Iowa Department of Inspections, Appeals and Licensing (DIAL)
Iowa does not require a state-level general contractor license. Registration is required.
Iowa does not issue a traditional general contractor license. Instead, the Iowa Department of Inspections, Appeals and Licensing (DIAL) operates a contractor registration system, and any contractor whose annual construction revenue exceeds $2,000 must register before bidding or performing work in the state. There is no exam, and NASCLA accreditation does not apply, so the entry barrier is administrative rather than competency-based. For estimators, this means the cost to be legally eligible to bid is modest, but registration must be active and current before you sign a contract or pull permits.
The registration requirement is statewide, but it does not replace the separate state licensing required for specialty trades such as electrical, plumbing, HVAC, and fire protection. If your scope of work touches those trades, price licensed specialty subcontractors into your bid rather than self-performing under your registration alone. Confirm each sub holds the appropriate Iowa trade license before listing them, because an unlicensed trade subcontractor can stall inspections and jeopardize the schedule you priced.

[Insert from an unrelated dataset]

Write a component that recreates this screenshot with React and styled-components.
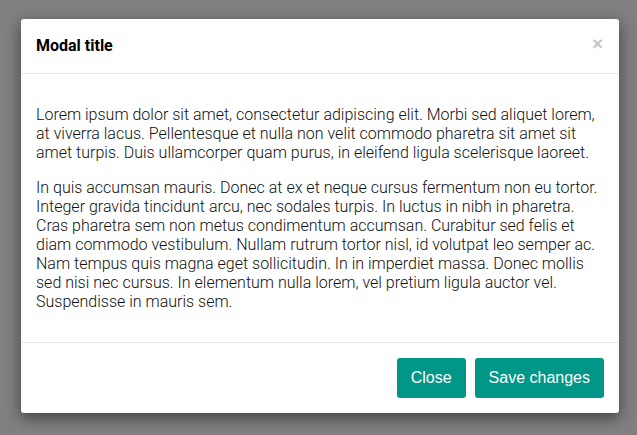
import React from "react";
import styled, { createGlobalStyle } from "styled-components";

const Global = createGlobalStyle`
  html, body { margin: 0; padding: 0; }
  body {
    background: #808080;
    font-family: Roboto, "Noto Sans", sans-serif;
    height: 435px;
    overflow: hidden;
  }
`;

const Backdrop = styled.div`
  display: flex;
  align-items: flex-start;
  padding: 19px 0 0 21px;
`;

const Modal = styled.div`
  width: 598px;
  background: #fff;
  border-radius: 3px;
  box-shadow: 0 5px 15px rgba(0, 0, 0, 0.5);
  display: flex;
  flex-direction: column;
`;

const Header = styled.div`
  display: flex;
  align-items: flex-start;
  justify-content: space-between;
  padding: 15px;
  border-bottom: 1px solid #e5e5e5;
`;

const Title = styled.h4`
  margin: 0;
  font-family: Roboto, sans-serif;
  font-size: 16px;
  font-weight: 700;
  line-height: 24px;
  color: #000;
`;

const CloseX = styled.button`
  border: 0;
  background: none;
  padding: 0;
  margin: 0 1px 0 0;
  font-family: "Liberation Sans", Arial, sans-serif;
  font-size: 19px;
  font-weight: 700;
  line-height: 20px;
  color: #c6c6c6;
  cursor: pointer;
`;

const Body = styled.div`
  padding: 31px 15px;
`;

const Para = styled.p`
  margin: 0 0 16px;
  font-family: Roboto, sans-serif;
  font-size: 16px;
  font-weight: 300;
  line-height: 19px;
  color: #111;
  &:last-child { margin-bottom: 0; }
`;

const Footer = styled.div`
  display: flex;
  justify-content: flex-end;
  gap: 9px;
  padding: 15px;
  border-top: 1px solid #e5e5e5;
`;

const Button = styled.button`
  height: 40px;
  padding: 0 14px;
  border: 0;
  border-radius: 3px;
  background: #009688;
  color: #fff;
  font-family: "Liberation Sans", Arial, sans-serif;
  font-size: 16px;
  cursor: pointer;
`;

export default function App() {
  return (
    <>
      <Global />
      <Backdrop>
        <Modal>
          <Header>
            <Title>Modal title</Title>
            <CloseX aria-label="Close">×</CloseX>
          </Header>
          <Body>
            <Para>
              Lorem ipsum dolor sit amet, consectetur adipiscing elit. Morbi sed aliquet lorem, at viverra lacus. Pellentesque et nulla non velit commodo pharetra sit amet sit amet turpis. Duis ullamcorper quam purus, in eleifend ligula scelerisque laoreet.
            </Para>
            <Para>
              In quis accumsan mauris. Donec at ex et neque cursus fermentum non eu tortor. Integer gravida tincidunt arcu, nec sodales turpis. In luctus in nibh in pharetra. Cras pharetra sem non metus condimentum accumsan. Curabitur sed felis et diam commodo vestibulum. Nullam rutrum tortor nisl, id volutpat leo semper ac. Nam tempus quis magna eget sollicitudin. In in imperdiet massa. Donec mollis sed nisi nec cursus. In elementum nulla lorem, vel pretium ligula auctor vel. Suspendisse in mauris sem.
            </Para>
          </Body>
          <Footer>
            <Button>Close</Button>
            <Button>Save changes</Button>
          </Footer>
        </Modal>
      </Backdrop>
    </>
  );
}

The real risk in Iowa is bidding or working while unregistered. Violations can draw civil penalties up to $1,000, and operating outside the registration framework exposes you to enforcement and reputational damage on public and private work alike. Out-of-state firms should not assume the low threshold means no compliance step exists — register first, keep your renewal on file, and verify that your subcontractor roster is fully licensed. Building that verification into your bid checklist protects both your margin and your eligibility to be awarded the job.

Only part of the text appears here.